I expect the primary use case for these generated types is in custom controllers which run unattended. In almost all those cases, I want server-side apply. After having written three operators, I have not found a single case where I preferred json patches or merge patches over server-side apply. In fact, I started out trying both of those first, and hit many unexpected behaviors.

If the concern is that it's onerous for the user to have to wrap things in Some(), perhaps generating builder pattern methods would alleviate the pain.

users might can still use merge patches or json patches for unsetting things

This introduces additional logic to decide which patch type to use, and for generating these less-safe patch types, since in the majority of cases, the user wants server-side apply.

users can still use apply with data as serde_json::json!({"spec": { "thevec": [] } }) to null out empty vectors

Does this actually delete the vector? I would expect it to set it to an empty vector (ie: empty the vector, but it still be there).

clux commented 2 years ago

I would expect it to set it to an empty vector (ie: empty the vector, but it still be there)

Yeah, it would only clear it. You would need to do serde_json::json!({"spec": { "thevec": None } } to force serialize a null to delete it. The problem with option-less structs is that you lose the ability to do that.

This introduces additional logic to decide which patch type to use, and for generating these less-safe patch types, since in the majority of cases, the user wants server-side apply.

Yeah, the patches are more cumbersome, but they can do things that requires more finesse than an apply can without a GET, eval, UPDATE cycle (such as deleting a specific element from a map).

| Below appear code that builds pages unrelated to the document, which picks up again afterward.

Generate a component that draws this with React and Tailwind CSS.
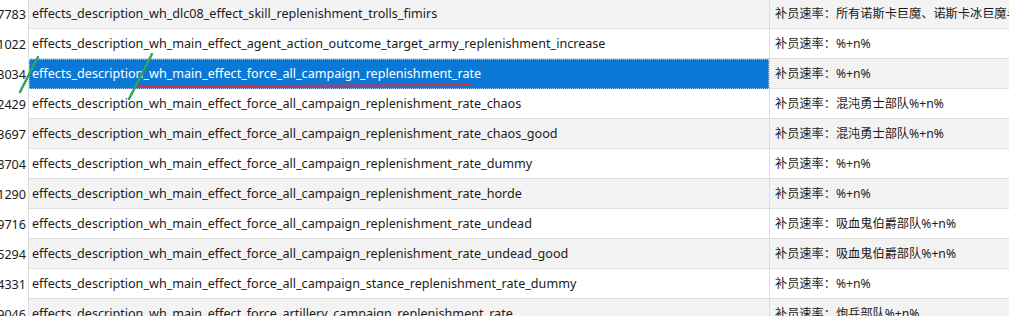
import React from 'react';

const P = 'effects_description_wh_main_effect_force_all_campaign_';

const ROWS = [
  { id: '7783', key: 'effects_description_wh_dlc08_effect_skill_replenishment_trolls_fimirs', text: '补员速率：所有诺斯卡巨魔、诺斯卡冰巨魔与巨魔%+n%' },
  { id: '1022', key: 'effects_description_wh_main_effect_agent_action_outcome_target_army_replenishment_increase', text: '补员速率：%+n%' },
  { id: '3034', key: P + 'replenishment_rate', text: '补员速率：%+n%', selected: true },
  { id: '2429', key: P + 'replenishment_rate_chaos', text: '补员速率：混沌勇士部队%+n%' },
  { id: '3697', key: P + 'replenishment_rate_chaos_good', text: '补员速率：混沌勇士部队%+n%' },
  { id: '8704', key: P + 'replenishment_rate_dummy', text: '补员速率：%+n%' },
  { id: '1290', key: P + 'replenishment_rate_horde', text: '补员速率：%+n%' },
  { id: '9716', key: P + 'replenishment_rate_undead', text: '补员速率：吸血鬼伯爵部队%+n%' },
  { id: '5294', key: P + 'replenishment_rate_undead_good', text: '补员速率：吸血鬼伯爵部队%+n%' },
  { id: '4331', key: P + 'stance_replenishment_rate_dummy', text: '补员速率：%+n%' },
  { id: '9046', key: 'effects_description_wh_main_effect_force_artillery_campaign_replenishment_rate', text: '补员速率：炮兵部队%+n%' },
];

export default function App() {
  return (
    <div
      className="relative w-[1009px] h-[316px] overflow-hidden bg-white text-[12.6px] text-[#1b1b1b]"
      style={{ fontFamily: '"Noto Sans", "Noto Sans CJK SC", sans-serif' }}
    >
      <div className="-mt-px flex flex-col">
        {ROWS.map((row, i) => {
          const shade = i % 2 === 0 ? 'bg-[#f3f3f3]' : 'bg-white';
          return (
            <div key={row.id} className="flex h-[30px] shrink-0">
              <div className="w-[28px] shrink-0 overflow-hidden flex items-center justify-end pr-[2px] pt-[2px] bg-white whitespace-nowrap">
                {row.id}
              </div>
              <div className="w-px shrink-0 bg-[#dcdcdc]" />
              <div
                className={
                  row.selected
                    ? 'w-[740px] shrink-0 flex items-center pl-[2px] pt-[1px] whitespace-nowrap overflow-hidden bg-[#0b78d5] text-white border border-dotted border-[#9cc6ee]'
                    : `w-[740px] shrink-0 flex items-center pl-[3px] pt-[2px] whitespace-nowrap overflow-hidden border-b border-[#dedede] ${shade}`
                }
              >
                {row.key}
              </div>
              <div className="w-px shrink-0 bg-[#dcdcdc]" />
              <div className={`flex-1 flex items-center pl-[5px] pt-[2px] whitespace-nowrap overflow-hidden border-b border-[#dedede] text-[12.2px] ${shade}`}>
                {row.text}
              </div>
            </div>
          );
        })}
      </div>
      <svg className="absolute inset-0 pointer-events-none" width="1009" height="316">
        <path d="M138 86.5 L470 85" stroke="#d4304a" strokeWidth="2.2" strokeLinecap="round" fill="none" />
        <path d="M20 92 L38 57" stroke="#2ea55a" strokeWidth="2.5" strokeLinecap="round" />
        <path d="M129 99 L152 54" stroke="#2ea55a" strokeWidth="2.5" strokeLinecap="round" />
      </svg>
    </div>
  );
}
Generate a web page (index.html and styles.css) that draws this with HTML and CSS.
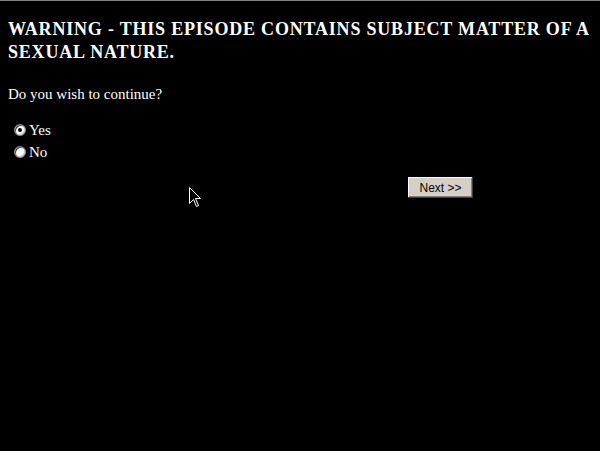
FILE: index.html
```html
<!DOCTYPE html>
<html>
<head>
<meta charset="utf-8">
<link rel="stylesheet" href="styles.css">
</head>
<body>
<div class="page">
  <h1 class="warning">WARNING - THIS EPISODE CONTAINS SUBJECT MATTER OF A SEXUAL NATURE.</h1>
  <p class="question">Do you wish to continue?</p>
  <form class="choices">
    <label class="choice choice-yes"><span class="radio checked"></span>Yes</label>
    <label class="choice choice-no"><span class="radio"></span>No</label>
    <div class="actions"><button type="button" class="next">Next &gt;&gt;</button></div>
  </form>
</div>
<svg class="cursor" width="13" height="21" viewBox="0 0 13 21"><path d="M0.5 0.5 L0.5 16.5 L4.5 12.5 L7.5 19.5 L9.5 18.5 L6.5 11.5 L11.5 11.5 Z" fill="#000" stroke="#fff" stroke-width="1"/></svg>
</body>
</html>
```
FILE: styles.css
```css
html, body {
  margin: 0;
  padding: 0;
  background: #000;
  height: 100%;
}
body {
  border-top: 1px solid #808080;
  box-sizing: border-box;
  font-family: "Liberation Serif", "Times New Roman", serif;
  color: #fff;
  overflow: hidden;
}
.page {
  padding: 0 8px;
}
.warning {
  font-size: 18px;
  font-weight: bold;
  letter-spacing: 0.8px;
  line-height: 23px;
  margin: 17px 0 0 0;
}
.question {
  font-size: 15px;
  line-height: 18px;
  margin: 21px 0 0 0;
}
.choices {
  margin: 16px 0 0 0;
}
.choice {
  display: flex;
  align-items: center;
  font-size: 15px;
  line-height: 22px;
  height: 22px;
}
.choice-yes { padding-left: 6px; }
.choice-no { padding-left: 6px; }
.radio {
  width: 12px;
  height: 12px;
  box-sizing: border-box;
  border-radius: 50%;
  background: #fff;
  border: 1px solid #808080;
  box-shadow: inset 1px 1px 0 #404040, inset -1px -1px 0 #d4d0c8;
  margin-right: 3px;
  position: relative;
}
.radio.checked::after {
  content: "";
  position: absolute;
  left: 3px;
  top: 3px;
  width: 4px;
  height: 4px;
  border-radius: 50%;
  background: #000;
}
.actions {
  display: flex;
  padding-left: 400px;
  margin-top: 14px;
}
.next {
  box-sizing: border-box;
  width: 65px;
  height: 21px;
  background: #d4d0c8;
  border: none;
  box-shadow: inset -1px -1px 0 #404040, inset 1px 1px 0 #fff, inset -2px -2px 0 #808080;
  font-family: "Liberation Sans", Arial, sans-serif;
  font-size: 12px;
  color: #000;
  padding: 0;
}
.cursor {
  position: absolute;
  left: 189px;
  top: 187px;
}
```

I think you are right though. The optionals aren't that cumbersome, we aren't preventing any smart patch uses cases by generating them, and controllers are the main use case. Was considering adding a kopium flag to not option-wrap for non-controllers, but I think that's probably a mistake upon reflection; it'll make it more likely people run into the serialization problems if they do start to need it, and that's a much worse UX.